The Washington Post Magazine this week was “The Education Review” about college. I borrowed it from my sister this weekend, but when I sat down to read it, I really wished I hadn’t. The worst part to me was the description of professional “educational consultants” who charge thousands of dollars to “guide [families] through the application process.” Has the world really changed that much? When I applied to college I met briefly with my guidance counselor (and concluded she was a wacko), agreed on a list of schools with my parents, got recommendations from my teachers, wrote an essay about being a soccer referee, and sent out the applications. I was an honors student and had good grades, but I had never chosen my classes based upon what I thought my future college might want to see on my transcript. Something tells me that as I look back to my high school days, I might as well be looking back to Little House on the Prairie.

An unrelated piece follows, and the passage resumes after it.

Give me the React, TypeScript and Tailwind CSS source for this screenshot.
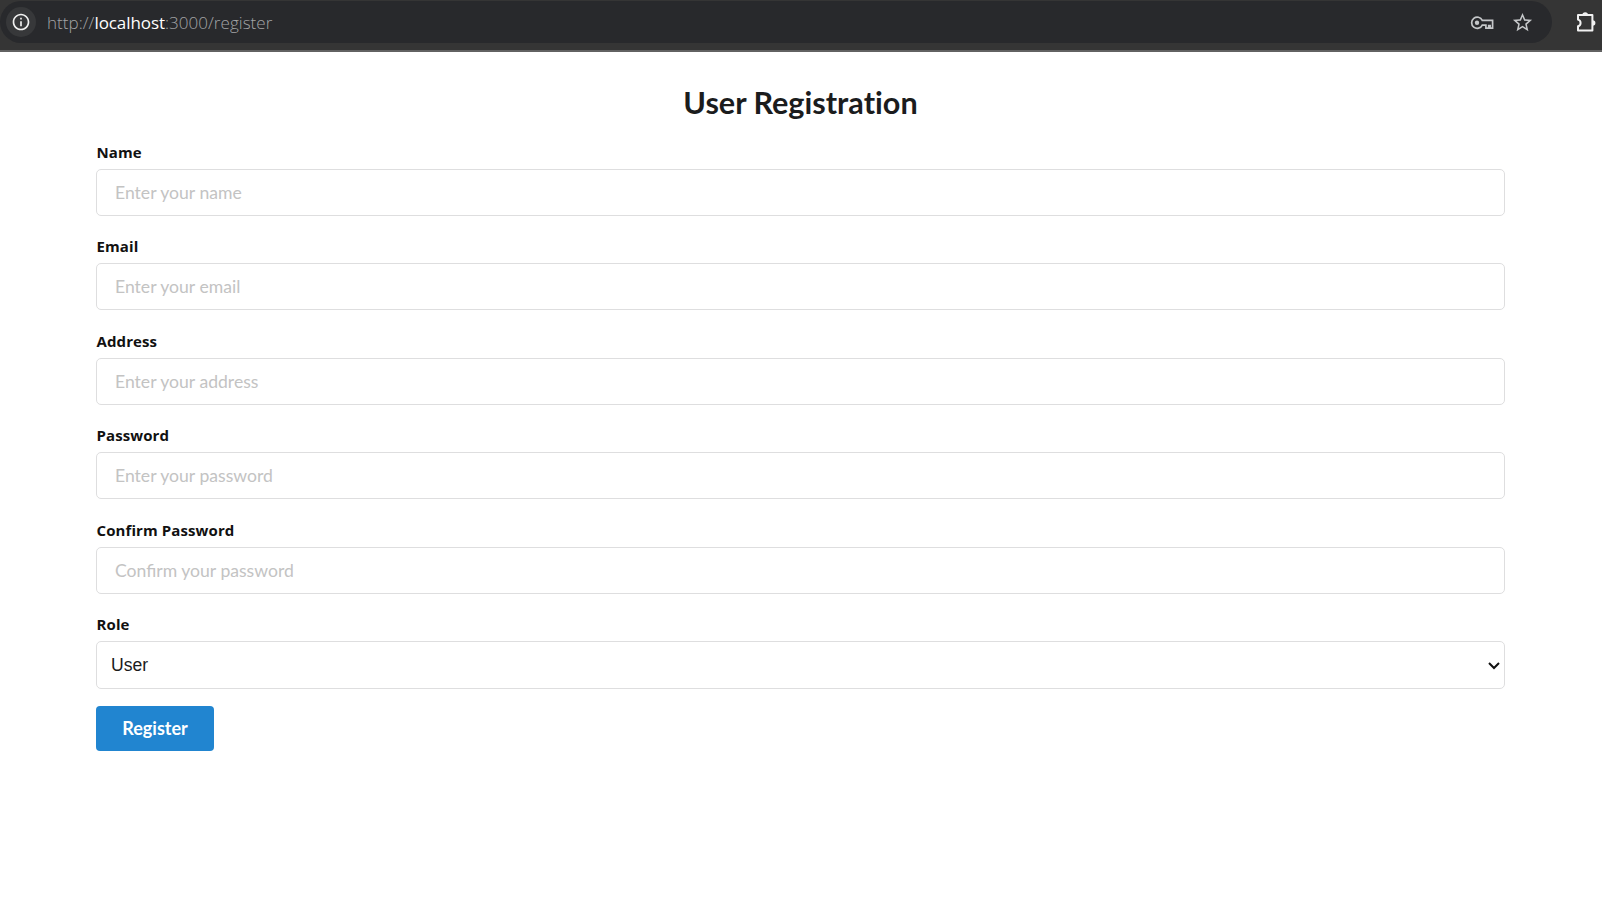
import { MdInfoOutline, MdStarBorder } from 'react-icons/md';

type FieldProps = { id: string; label: string; placeholder: string; type?: string };

const labelClass = "block h-[19px] w-fit pl-[0.5px] font-['Open_Sans','Noto_Sans',sans-serif] text-[15px] tracking-[0.1px] leading-[17px] font-bold text-[#111111]";

const fields: FieldProps[] = [
  { id: 'name', label: 'Name', placeholder: 'Enter your name' },
  { id: 'email', label: 'Email', placeholder: 'Enter your email', type: 'email' },
  { id: 'address', label: 'Address', placeholder: 'Enter your address' },
  { id: 'password', label: 'Password', placeholder: 'Enter your password', type: 'password' },
  { id: 'confirm', label: 'Confirm Password', placeholder: 'Confirm your password', type: 'password' },
];

function Field({ id, label, placeholder, type = 'text' }: FieldProps) {
  return (
    <div className="h-[94.5px]">
      <label htmlFor={id} className={labelClass}>{label}</label>
      <input
        id={id}
        type={type}
        placeholder={placeholder}
        className="mt-[6px] block h-[47px] w-full rounded-[5px] border border-[#dededf] bg-white px-[18px] font-['Lato',sans-serif] text-[17.6px] text-[#222222] outline-none placeholder:text-[#c3c3c3]"
      />
    </div>
  );
}

function KeyIcon() {
  return (
    <svg width="24" height="16" viewBox="0 0 24 16" fill="none" stroke="#c5c7c9" strokeWidth="1.7">
      <path d="M12.3 5.3A5.6 5.6 0 1 0 12.3 10.1H15.9V13.2H18.7V10.6H20.1V13.2H22.6V5.3Z" />
      <circle cx="7" cy="7.7" r="2.2" fill="#c5c7c9" stroke="none" />
    </svg>
  );
}

function PuzzleIcon() {
  return (
    <svg width="22" height="23" viewBox="0 0 22 23">
      <path d="M3 4H17.4V19.6H3V15.2A3.4 3.4 0 0 0 3 8.6Z" fill="none" stroke="#f1f1f1" strokeWidth="2" strokeLinejoin="round" />
      <path d="M7.4 4A2.8 2.8 0 0 1 13 4ZM17.6 9.2A2.8 2.8 0 0 1 17.6 14.8Z" fill="#f1f1f1" />
    </svg>
  );
}

function BrowserBar() {
  return (
    <header className="flex h-[52px] items-start border-b-2 border-[#626262] bg-[#353535] pt-px">
      <div className="flex h-[42px] w-[1552px] items-center rounded-full bg-[#28292c] pr-[18px] pl-[6px]">
        <span className="flex size-[30px] items-center justify-center rounded-full bg-[#37383a]">
          <MdInfoOutline className="size-5 text-[#f1f1f1]" />
        </span>
        <span className="ml-[11px] pt-[2px] font-['Open_Sans','Noto_Sans',sans-serif] text-[17px] font-light tracking-[0.04px] text-[#a3a4a6]">
          http://<span className="font-normal tracking-[-0.08px] text-white">localhost</span>:3000/register
        </span>
        <span className="ml-auto flex items-center gap-[17px] pt-px">
          <KeyIcon />
          <MdStarBorder className="size-[23px] text-[#c5c7c9]" />
        </span>
      </div>
      <span className="mt-[9.5px] ml-[23px]">
        <PuzzleIcon />
      </span>
    </header>
  );
}

export default function App() {
  return (
    <div className="flex h-[917px] w-[1602px] flex-col overflow-hidden bg-white">
      <BrowserBar />
      <main className="pr-[97px] pl-[96px]">
        <h1 className="mt-[32px] h-[38px] text-center font-['Lato',sans-serif] text-[30.6px] leading-[38px] font-bold text-[#1b1c1d] [font-variant-ligatures:none]">User Registration</h1>
        <form className="mt-[21.75px]" onSubmit={(e) => e.preventDefault()}>
          {fields.map((f) => (
            <Field key={f.id} {...f} />
          ))}
          <label htmlFor="role" className={labelClass}>Role</label>
          <div className="relative mt-[6px]">
            <select
              id="role"
              className="block h-[48px] w-full appearance-none rounded-[5px] border border-[#dededf] bg-white px-[14px] font-['Liberation_Sans',Arial,sans-serif] text-[17.6px] text-[#1b1b1b] outline-none"
            >
              <option>User</option>
            </select>
            <svg className="pointer-events-none absolute top-[21px] right-[5px]" width="12" height="8" viewBox="0 0 12 8" fill="none" stroke="#111111" strokeWidth="2">
              <path d="M1 1L6 6L11 1" />
            </svg>
          </div>
          <button type="submit" className="mt-[17px] block h-[45px] w-[118px] rounded-[4px] bg-[#2185d0] font-['Lato',sans-serif] text-[18px] font-bold text-white">Register</button>
        </form>
      </main>
    </div>
  );
}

And so though my children are 6, 4, and 2, the anxiety is already beginning to build. If I leave my kids to their own devices in the future, when their class projects do carry a grade, am I ruining their future? Should I put the full force of my chemistry degrees behind their science fair projects so that they might win a ribbon and have something else to add to their list of accomplishments? If I say nothing when they, as I did, write a quirky college application essay on something they enjoy, am I being hands-off or irresponsible? Should I take the essay into my own hands so that the organization and style make it stand out from the crowd? Every instinct I have says no – the special projects and science fairs and essays are competitions for kids, I should encourage their independence and individuality. But everything I read tells me yes - the competition these days is between the parents, and pretending it’s not will only bring disappointment and heartache to my sweet unsuspecting kiddies.